At eight o’clock we reached our destination, a half-mile long beach that lay under the flanks of Pandokrator. Here the olive grove came almost to the sea, separated from it only by a wide strip of shingle. As we approached the shore, the engine was switched off and we drifted in gently under our own momentum. Now that there was no engine noise we could hear the cries of the cicadas welcoming us to land. The benzina, with an enormous sigh, pressed its bow into the pebbles of the shallows. The lithe, brown boy, whose boat it was, came forward from the engine and leaped from the bow with the anchor, which he lodged firmly in the shingle. Then he piled a collection of boxes alongside the bow of the benzina in a sort of tottering staircase down which Mother and Margo were escorted by Kralefsky, who bowed elegantly as each reached the shingle, but somewhat marred the effect by inadvertently stepping backwards into six inches of seawater and irretrievably ruining the crease of his elegant trousering. Eventually we and all our goods and chattels were ashore, and leaving our possessions under the olive trees, strewn haphazardly like something from a wrecked ship that had been disgorged by the sea, we made our way up the hill to Stavrodakis’ villa.
After touring the winery, Mother, Margo, and Spiro return to the beach to prepare a feast:
Under the trees at the edge of the sea, three charcoal fires had been lighted and they glowed, shuddered, and smoked gently, and over them popped and sizzled a variety of foods. Margo had laid a great cloth in the shade and was putting cutlery and glasses on it, singing untunefully to herself while Mother and Spiro crouched like witches over the fires, larding the brown sizzling carcass of a kid with oil and squeezed garlic and anointing the great body of a fish–its skin bubbled and crisped enticingly by the heat–with lemon juice.
Lunch we ate in a leisurely fashion, sprawled round the bright cloth, the glasses glowing with wine. The mouthfuls of kid were rich and succulent, woven with herbs, and the sections of fish melted like snow-flakes in your mouth. The conversation drifted and sprang up and then coiled languidly again, like the smoke from the fires.
While this conversation “drifted and sprang up and then coiled languidly,” Gerry makes his way down to the sea – it is the hottest part of the day:
Slowly, full of food and wine, I got up and made my way down to the sea. “And sometimes,” I could hear Stavrodakis say to Margo, “sometimes the barrels really shout. They make a noise as if they were fighting. It keeps me awake.”
“Oh, don’t,” said Margo, shuddering. “It makes me creepy just to think of it.”

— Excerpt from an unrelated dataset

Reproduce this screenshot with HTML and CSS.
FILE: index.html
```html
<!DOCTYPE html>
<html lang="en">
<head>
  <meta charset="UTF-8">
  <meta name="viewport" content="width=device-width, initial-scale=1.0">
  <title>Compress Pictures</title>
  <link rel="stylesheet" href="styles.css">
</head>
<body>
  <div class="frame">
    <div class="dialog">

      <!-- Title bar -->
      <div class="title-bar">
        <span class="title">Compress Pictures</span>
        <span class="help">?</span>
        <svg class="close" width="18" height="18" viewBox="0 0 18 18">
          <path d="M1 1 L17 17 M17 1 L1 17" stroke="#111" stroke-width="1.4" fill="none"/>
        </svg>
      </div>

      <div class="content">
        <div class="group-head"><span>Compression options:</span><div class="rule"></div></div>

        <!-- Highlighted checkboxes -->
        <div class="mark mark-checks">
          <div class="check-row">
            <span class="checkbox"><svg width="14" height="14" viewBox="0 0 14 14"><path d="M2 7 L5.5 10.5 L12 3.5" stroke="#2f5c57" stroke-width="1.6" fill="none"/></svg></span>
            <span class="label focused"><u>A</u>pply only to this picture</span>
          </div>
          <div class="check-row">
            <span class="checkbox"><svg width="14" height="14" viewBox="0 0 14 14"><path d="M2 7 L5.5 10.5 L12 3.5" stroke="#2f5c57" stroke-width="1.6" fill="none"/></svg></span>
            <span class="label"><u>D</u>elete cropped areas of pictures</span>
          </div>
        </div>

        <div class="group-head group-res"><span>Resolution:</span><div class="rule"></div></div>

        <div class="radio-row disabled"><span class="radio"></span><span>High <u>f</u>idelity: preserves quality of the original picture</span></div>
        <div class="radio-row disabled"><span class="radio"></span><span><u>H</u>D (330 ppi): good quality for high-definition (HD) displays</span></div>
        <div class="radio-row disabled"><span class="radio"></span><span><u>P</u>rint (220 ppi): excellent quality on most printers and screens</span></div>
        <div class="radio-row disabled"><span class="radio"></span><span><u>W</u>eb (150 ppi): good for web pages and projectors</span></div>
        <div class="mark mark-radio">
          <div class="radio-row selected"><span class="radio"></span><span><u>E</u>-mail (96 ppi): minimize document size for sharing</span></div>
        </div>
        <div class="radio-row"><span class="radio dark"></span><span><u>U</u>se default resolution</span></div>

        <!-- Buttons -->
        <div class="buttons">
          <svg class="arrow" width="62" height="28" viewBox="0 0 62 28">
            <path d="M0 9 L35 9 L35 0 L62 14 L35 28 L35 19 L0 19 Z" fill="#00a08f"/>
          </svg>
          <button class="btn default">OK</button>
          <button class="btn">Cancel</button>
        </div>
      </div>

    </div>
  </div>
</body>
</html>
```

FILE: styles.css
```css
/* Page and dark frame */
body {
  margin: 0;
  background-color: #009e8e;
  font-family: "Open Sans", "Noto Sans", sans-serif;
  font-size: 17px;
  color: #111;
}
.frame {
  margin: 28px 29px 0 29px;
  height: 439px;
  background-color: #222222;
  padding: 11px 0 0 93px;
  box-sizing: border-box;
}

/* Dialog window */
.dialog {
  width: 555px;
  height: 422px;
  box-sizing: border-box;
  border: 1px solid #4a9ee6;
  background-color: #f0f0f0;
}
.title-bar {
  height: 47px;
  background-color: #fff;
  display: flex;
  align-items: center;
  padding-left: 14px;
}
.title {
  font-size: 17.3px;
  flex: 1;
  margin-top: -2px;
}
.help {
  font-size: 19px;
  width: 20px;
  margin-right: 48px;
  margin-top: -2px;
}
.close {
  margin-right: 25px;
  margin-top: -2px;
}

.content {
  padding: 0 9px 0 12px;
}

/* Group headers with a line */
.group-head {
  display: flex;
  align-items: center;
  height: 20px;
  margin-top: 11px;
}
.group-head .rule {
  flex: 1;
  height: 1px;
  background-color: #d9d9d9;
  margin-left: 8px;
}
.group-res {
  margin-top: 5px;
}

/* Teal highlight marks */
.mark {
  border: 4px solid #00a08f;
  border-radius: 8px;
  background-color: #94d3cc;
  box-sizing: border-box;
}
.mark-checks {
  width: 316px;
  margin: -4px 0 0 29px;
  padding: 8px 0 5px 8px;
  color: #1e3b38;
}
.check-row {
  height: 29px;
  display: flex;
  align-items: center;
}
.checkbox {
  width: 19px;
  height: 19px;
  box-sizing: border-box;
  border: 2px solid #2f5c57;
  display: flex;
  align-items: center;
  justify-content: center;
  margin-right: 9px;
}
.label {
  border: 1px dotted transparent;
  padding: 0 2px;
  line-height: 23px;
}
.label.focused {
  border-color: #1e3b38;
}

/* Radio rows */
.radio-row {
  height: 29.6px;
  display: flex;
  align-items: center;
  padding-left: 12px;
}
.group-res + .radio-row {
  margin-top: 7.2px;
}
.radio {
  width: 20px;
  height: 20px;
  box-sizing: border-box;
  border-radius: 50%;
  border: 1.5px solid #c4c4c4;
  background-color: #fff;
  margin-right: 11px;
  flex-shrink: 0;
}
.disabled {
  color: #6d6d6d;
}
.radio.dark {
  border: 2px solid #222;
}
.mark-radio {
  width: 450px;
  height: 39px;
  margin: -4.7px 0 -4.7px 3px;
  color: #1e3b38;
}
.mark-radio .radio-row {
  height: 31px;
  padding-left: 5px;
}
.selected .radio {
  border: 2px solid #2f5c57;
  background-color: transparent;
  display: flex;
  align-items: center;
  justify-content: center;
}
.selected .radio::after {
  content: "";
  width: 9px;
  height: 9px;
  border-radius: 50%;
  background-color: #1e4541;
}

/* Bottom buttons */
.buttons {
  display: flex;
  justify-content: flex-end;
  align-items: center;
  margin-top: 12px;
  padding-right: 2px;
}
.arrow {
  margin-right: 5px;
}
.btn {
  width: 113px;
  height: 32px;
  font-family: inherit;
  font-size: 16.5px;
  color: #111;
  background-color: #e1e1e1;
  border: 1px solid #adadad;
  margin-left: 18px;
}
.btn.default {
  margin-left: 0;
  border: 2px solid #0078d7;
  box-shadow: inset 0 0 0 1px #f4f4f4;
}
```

The sea was still and warm, looking as though it had been varnished, with just a tiny ripple patting languidly at the shore. The shingle scrunched and shifted, hot under my bare feet. The rocks and pebbles that made up this beach were incredible in shape and colour, moulded by the waves and the gentle rubbing and polishing one against the other. They had been sculptures into a million shapes. Arrow-heads, sickles, cockerels, horses, dragons, and starfish. Their colouring was as bizarre as their shapes, for they had been patterned by the earth’s juices millions of years before and now their decorations had been buffed and polished by the sea. White with gold or red filigree, blood-red with white spots, green, blue, and pale fawn, hen’s-egg, brown with a deep rusty-red pattern like a fern sprawled across them, pink as a peony with white Egyptian hieroglyphics forming a mysterious, undecipherable message across them. It was like a vast treasure trove of jewels spread along the rim of the sea.

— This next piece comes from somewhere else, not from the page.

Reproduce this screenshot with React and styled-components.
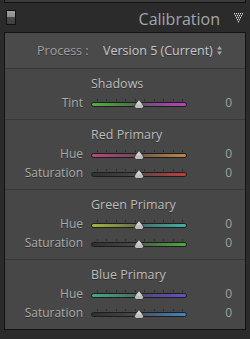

I waded into the warm shallows and then dived and swam out to cooler water. Here, if you held your breath and let yourself sink to the bottom, the soft velvety blanket of the sea momentarily stunned and crippled your ears. Then, after a moment, they became attuned to the underwater symphony. The distant throb of a boat engine, soft as a heart-beat, the gentle whisper of the sand as the sea’s movement shuffled and rearranged it and, above all, the musical clink of the pebbles on the shore’s edge. To hear the sea at work on its great store of pebbles rubbing and polishing them lovingly, I swam from the deep waters in to the shallows. I anchored myself with a handful of multi-coloured stones, then, ducking my head below the surface, listened to the beach singing under the gentle touch of the small waves. If walnuts could sing, I reflected, they would sound like this. Scrunch, tinkle, squeak, mumble, cough (silence while the wave retreats) and then the whole thing in different keys repeated with the next wave. The sea played on the beach as though it were an instrument. I lay and dozed for a time in the warm shallows and then, feeling heavy with sleep, I made my way back into the olive groves.

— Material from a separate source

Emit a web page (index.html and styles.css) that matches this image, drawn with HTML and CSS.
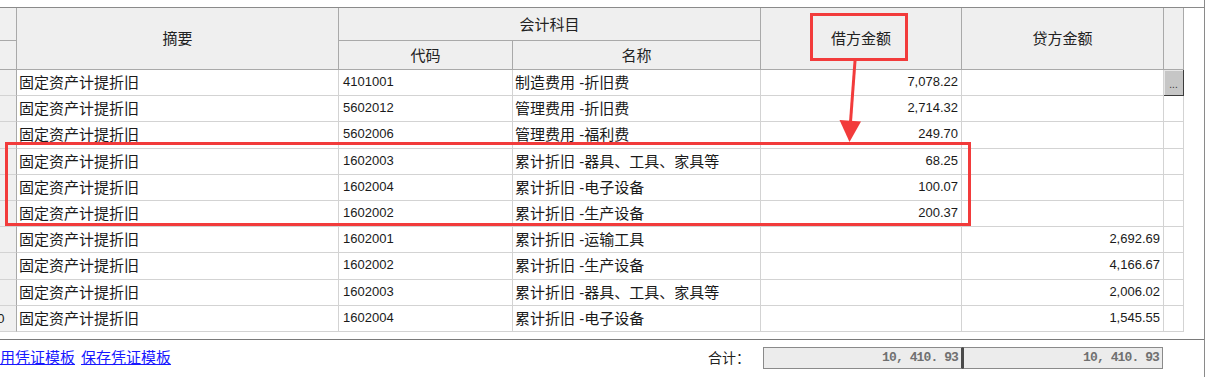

Everyone lay about disjointedly, sleeping round the ruins of our meal. It looked like the aftermath of some terrible battle. I curled up like a dormouse in the protective roots of a great olive and drifted off to sleep myself.
I woke to the gentle clinging of tea-cups as Margo and Mother laid the cloth for tea. Spiro brooded with immense concentration over a fire on which he had set a kettle. As I watched drowsily, the kettle lifted its lid and waved pertly at him, hissing steam. He seized it in one massive hand and poured the contents into a teapot, then, turning, he scowled at our recumbent bodies.
“Teas,” he roared thunderously. “Teas is readys.”
Everybody started and woke.
“Dear God! Must you yell like that, Spiro?” asked Larry plaintively, his voice thickened by sleep.
And here is the last, lovely paragraph of this beautiful, sparkling book:
Lulled by the wine and the throbbing heart of the boat’s engine, lulled by the warm night and the singing, I fell asleep while the boat carried us back across the warm, smooth waters to our island and the brilliant days that were not to be.
How I love these two books by Gerald Durrell! What a magical, beautiful place!